The payout ratio of roughly 60 percent remains manageable, though its long term dividend growth has averaged less than 1 percent annually. Expected earnings growth of ~3.1 percent in 2026 supports steady but slow dividend increases, positioning STAG dividends as stable rather than fast growing.
Shift Away From Monthly Dividends
A major change in 2026 is the move from monthly to quarterly dividends, noted in STAG’s shift to quarterly payouts.
This adjustment does not reduce total annual income but affects cash flow timing, which is important for retirees or investors depending on monthly distributions. STAG can no longer be classified as a monthly income stock, requiring some investors to rebalance their dividend portfolios.
Business Performance
STAG operates more than 600 industrial properties across the United States, benefiting from demand for warehouse and logistics space.
The company maintains strong margins, including ~28 percent net margins and ~80 percent gross margins, supporting dependable cash flow. Revenue continues to rise, but earnings and EPS have softened, creating mixed performance signals. Shares trade near $38 to $39, and a P E of about 30 suggests limited upside without stronger growth.
Risks to Watch
Interest rate sensitivity remains a key challenge for REITs, and STAG is no exception. Higher rates can pressure valuations and reduce investor appetite for yield driven stocks.

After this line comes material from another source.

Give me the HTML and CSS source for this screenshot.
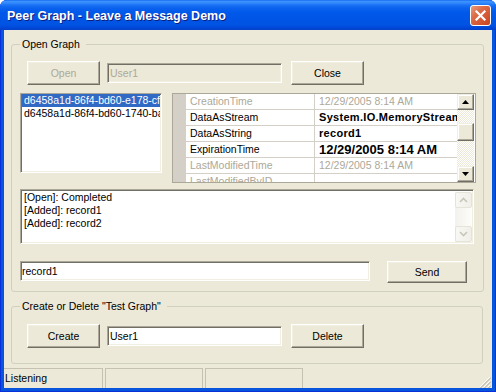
FILE: index.html
```html
<!DOCTYPE html>
<html lang="en">
<head>
    <meta charset="UTF-8">
    <meta name="viewport" content="width=device-width, initial-scale=1.0">
    <title>Peer Graph - Leave a Message Demo</title>
    <link rel="stylesheet" href="styles.css">
</head>
<body>

    <div class="window">
        <div class="titlebar">
            <span class="title">Peer Graph - Leave a Message Demo</span>
            <span class="close-btn">
                <svg width="13" height="13" viewBox="0 0 13 13"><path d="M2.5 2.5 L10.5 10.5 M10.5 2.5 L2.5 10.5" stroke="#fff" stroke-width="2.2" stroke-linecap="square"/></svg>
            </span>
        </div>

        <div class="client">
            <!-- Open Graph -->
            <fieldset class="group group-open">
                <legend>Open Graph</legend>
                <div class="row row-buttons">
                    <button class="btn" disabled>Open</button>
                    <input class="textbox textbox-short" type="text" value="User1" disabled>
                    <button class="btn btn-right">Close</button>
                </div>

                <div class="row row-lists">
                    <div class="listbox">
                        <div class="list-item selected">d6458a1d-86f4-bd60-e178-cf2a90b4e6d1</div>
                        <div class="list-item">d6458a1d-86f4-bd60-1740-ba31c7e9f052</div>
                    </div>

                    <div class="propgrid">
                        <div class="prop-rows">
                            <div class="prop-row readonly">
                                <span class="prop-margin"></span>
                                <span class="prop-name">CreationTime</span>
                                <span class="prop-value">12/29/2005 8:14 AM</span>
                            </div>
                            <div class="prop-row">
                                <span class="prop-margin"></span>
                                <span class="prop-name">DataAsStream</span>
                                <span class="prop-value bold">System.IO.MemoryStream</span>
                            </div>
                            <div class="prop-row">
                                <span class="prop-margin"></span>
                                <span class="prop-name">DataAsString</span>
                                <span class="prop-value bold">record1</span>
                            </div>
                            <div class="prop-row">
                                <span class="prop-margin"></span>
                                <span class="prop-name">ExpirationTime</span>
                                <span class="prop-value bold big">12/29/2005 8:14 AM</span>
                            </div>
                            <div class="prop-row readonly">
                                <span class="prop-margin"></span>
                                <span class="prop-name">LastModifiedTime</span>
                                <span class="prop-value">12/29/2005 8:14 AM</span>
                            </div>
                            <div class="prop-row readonly">
                                <span class="prop-margin"></span>
                                <span class="prop-name">LastModifiedByID</span>
                                <span class="prop-value"></span>
                            </div>
                        </div>
                        <div class="vscroll">
                            <div class="sb-btn">
                                <svg width="7" height="4" viewBox="0 0 7 4"><path d="M3.5 0 L7 4 L0 4 Z" fill="#000"/></svg>
                            </div>
                            <div class="sb-track"><div class="sb-thumb"></div></div>
                            <div class="sb-btn">
                                <svg width="7" height="4" viewBox="0 0 7 4"><path d="M0 0 L7 0 L3.5 4 Z" fill="#000"/></svg>
                            </div>
                        </div>
                    </div>
                </div>

                <div class="log">
                    <div class="log-text">
                        <div>[Open]: Completed</div>
                        <div>[Added]: record1</div>
                        <div>[Added]: record2</div>
                    </div>
                    <div class="log-scroll">
                        <div class="ls-btn">
                            <svg width="9" height="6" viewBox="0 0 9 6"><path d="M1 5 L4.5 1.5 L8 5" fill="none" stroke="#C8C6BA" stroke-width="1.6"/></svg>
                        </div>
                        <div class="ls-track"></div>
                        <div class="ls-btn">
                            <svg width="9" height="6" viewBox="0 0 9 6"><path d="M1 1 L4.5 4.5 L8 1" fill="none" stroke="#C8C6BA" stroke-width="1.6"/></svg>
                        </div>
                    </div>
                </div>

                <div class="row row-send">
                    <input class="textbox textbox-long" type="text" value="record1">
                    <button class="btn btn-send">Send</button>
                </div>
            </fieldset>

            <!-- Create or Delete -->
            <fieldset class="group group-create">
                <legend>Create or Delete "Test Graph"</legend>
                <div class="row row-buttons">
                    <button class="btn">Create</button>
                    <input class="textbox textbox-short" type="text" value="User1">
                    <button class="btn btn-right">Delete</button>
                </div>
            </fieldset>

            <div class="statusbar">
                <div class="panel panel-first">Listening</div>
                <div class="panel"></div>
                <div class="panel"></div>
                <svg class="grip" width="12" height="12" viewBox="0 0 12 12">
                    <path d="M11 1 L1 11 M11 5 L5 11 M11 9 L9 11" stroke="#fff" stroke-width="1"/>
                    <path d="M12 1.5 L1.5 12 M12 5.5 L5.5 12 M12 9.5 L9.5 12" stroke="#ACA899" stroke-width="1"/>
                </svg>
            </div>
        </div>
    </div>

</body>
</html>
```

FILE: styles.css
```css
body {
    margin: 0;
    background-color: #fff;
    font-family: "Liberation Sans", Arial, sans-serif;
    font-size: 10.5px;
    color: #000;
}

.window {
    width: 496px;
    height: 392px;
    display: flex;
    flex-direction: column;
    background-color: #0855DD;
    border-radius: 7px 7px 0 0;
    overflow: hidden;
    box-shadow: inset 0 0 0 1px #0831D9;
}

.titlebar {
    height: 30px;
    flex: none;
    display: flex;
    align-items: center;
    padding: 0 5px 0 7px;
    background: linear-gradient(to bottom, #0A5DEB 0px, #3D95FF 1px, #3489FB 3px, #1A73F5 5px, #0B62EE 8px, #0058E9 13px, #0055E6 20px, #0053E3 25px, #0046D5 28px, #0741C7 30px);
}

.title {
    flex: 1;
    color: #fff;
    font-weight: bold;
    font-size: 12.5px;
    text-shadow: 1px 1px #0F1E7D;
    padding-top: 1px;
}

.close-btn {
    width: 21px;
    height: 21px;
    box-sizing: border-box;
    border: 1px solid #fff;
    border-radius: 3px;
    background: linear-gradient(135deg, #E99B7E 0%, #DD6C48 35%, #C9431E 100%);
    display: flex;
    align-items: center;
    justify-content: center;
    margin-top: 1px;
}

.client {
    flex: 1;
    margin: 0 4px 4px;
    background-color: #ECE9D8;
    display: flex;
    flex-direction: column;
}

/* group boxes */
.group {
    margin: 8px 8px 0 7px;
    padding: 10px 7px 8px 8px;
    border: 1px solid #D0D0BF;
    border-radius: 3px;
    min-width: 0;
}

.group legend {
    padding: 0 6px 0 2px;
    line-height: 13px;
}

.group-create {
    margin-right: 9px;
    padding-top: 11px;
    padding-bottom: 15px;
}

.row {
    display: flex;
}

.row-buttons {
    margin-left: 7px;
    align-items: center;
}

/* controls */
.btn {
    appearance: none;
    box-sizing: border-box;
    width: 73px;
    height: 24px;
    margin: 0;
    padding: 0;
    font: inherit;
    color: #000;
    background-color: #ECE9D8;
    border: 1px solid;
    border-color: #fff #716F64 #716F64 #fff;
    box-shadow: inset -1px -1px #ACA899, inset 1px 1px #F1EFE2;
}

.btn:disabled {
    color: #ACA899;
}

.btn-right {
    margin-left: 9px;
}

.btn-send {
    width: 80px;
    height: 22px;
    margin-left: 17px;
}

.textbox {
    appearance: none;
    box-sizing: border-box;
    height: 20px;
    margin: 0;
    padding: 0 2px;
    font: inherit;
    color: #000;
    background-color: #fff;
    border: 1px solid;
    border-color: #ACA899 #fff #fff #ACA899;
    box-shadow: inset 1px 1px #716F64, inset -1px -1px #F1EFE2;
    outline: none;
}

.textbox:disabled {
    color: #ACA899;
    background-color: #ECE9D8;
}

.textbox-short {
    width: 175px;
    margin-left: 7px;
}

.textbox-long {
    width: 350px;
    padding-left: 1px;
}

/* list and property grid */
.row-lists {
    margin-top: 8px;
    gap: 10px;
}

.listbox {
    box-sizing: border-box;
    width: 142px;
    height: 80px;
    background-color: #fff;
    border: 1px solid;
    border-color: #ACA899 #fff #fff #ACA899;
    box-shadow: inset 1px 1px #716F64, inset -1px -1px #F1EFE2;
    padding: 0 1px 1px 1px;
    overflow: hidden;
}

.list-item {
    line-height: 13px;
    padding-left: 2px;
    white-space: nowrap;
    overflow: hidden;
}

.list-item.selected {
    background-color: #316AC5;
    color: #fff;
}

.propgrid {
    box-sizing: border-box;
    width: 304px;
    height: 90px;
    display: flex;
    background-color: #fff;
    border: 1px solid #ACA899;
}

.prop-rows {
    flex: 1;
    overflow: hidden;
}

.prop-row {
    display: flex;
    height: 16px;
    line-height: 15px;
    white-space: nowrap;
}

.prop-margin {
    width: 13px;
    flex: none;
    background-color: #D4D0C8;
}

.prop-name,
.prop-value {
    box-sizing: border-box;
    padding-left: 4px;
    border-bottom: 1px solid #D4D0C8;
    overflow: hidden;
}

.prop-name {
    width: 128px;
    flex: none;
}

.prop-value {
    flex: 1;
    border-left: 1px solid #D4D0C8;
}

.readonly .prop-name,
.readonly .prop-value {
    color: #ACA899;
}

.bold {
    font-weight: bold;
    font-size: 11px;
    letter-spacing: 0.3px;
}

.big {
    font-size: 13px;
    letter-spacing: 0;
}

.vscroll {
    width: 17px;
    margin-right: 1px;
    display: flex;
    flex-direction: column;
}

.sb-btn,
.sb-thumb {
    box-sizing: border-box;
    background-color: #ECE9D8;
    border: 1px solid;
    border-color: #F1EFE2 #716F64 #716F64 #F1EFE2;
    box-shadow: inset -1px -1px #ACA899, inset 1px 1px #fff;
}

.sb-btn {
    height: 16px;
    display: flex;
    align-items: center;
    justify-content: center;
}

.sb-track {
    flex: 1;
    background: repeating-conic-gradient(#fff 0 25%, #ECE9D8 0 50%) 0 0 / 2px 2px;
}

.sb-thumb {
    height: 18px;
    margin-top: 13px;
}

/* log */
.log {
    box-sizing: border-box;
    height: 55px;
    width: 454px;
    margin-top: 6px;
    display: flex;
    background-color: #fff;
    border: 1px solid;
    border-color: #ACA899 #fff #fff #ACA899;
    box-shadow: inset 1px 1px #716F64, inset -1px -1px #F1EFE2;
    padding: 2px 1px 1px 2px;
}

.log-text {
    flex: 1;
    line-height: 13px;
    padding-left: 1px;
    margin-top: -1px;
}

.log-scroll {
    width: 17px;
    display: flex;
    flex-direction: column;
    background: linear-gradient(to right, #F3F1EC, #FDFDFA);
}

.ls-btn {
    box-sizing: border-box;
    height: 16px;
    border: 1px solid #E6E4DA;
    border-radius: 2px;
    background: linear-gradient(to right, #F8F8F4, #F0EFE8);
    display: flex;
    align-items: center;
    justify-content: center;
}

.ls-track {
    flex: 1;
}

.row-send {
    margin-top: 17px;
}

/* status bar */
.statusbar {
    height: 20px;
    margin-top: auto;
    display: flex;
}

.panel {
    box-sizing: border-box;
    width: 98px;
    margin-left: 2px;
    border: 1px solid #C5C2B2;
    border-bottom: none;
    padding: 2px 0 0 1px;
    line-height: 15px;
}

.panel-first {
    width: 99px;
    margin-left: 0;
    border-left: none;
}

.grip {
    margin-left: auto;
    align-self: flex-end;
    margin-right: 1px;
}
```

Industrial real estate is also experiencing increased supply in several regions. This may lead to slower leasing activity and potential vacancy increases, keeping dividend growth modest. STAG’s debt levels are elevated but manageable relative to cash flow.
Role in a Dividend Portfolio
STAG remains useful for investors seeking stability, but it is not positioned as a standalone income solution.
Pairing STAG with higher growth dividend stocks or consistent monthly payers aligns with broader strategies such as the ~40 percent allocation to income focused stocks while balancing the rest with growth oriented dividend names. This helps offset slower STAG dividend growth while maintaining steady cash flow.
STAG Industrial continues to deliver dependable income, but expectations should remain measured. Its dividends are reliable, the recent payout shift changes its role, and valuation and macro risks could limit near term performance. For long term income investors, STAG works best as a steady anchor within a diversified dividend portfolio.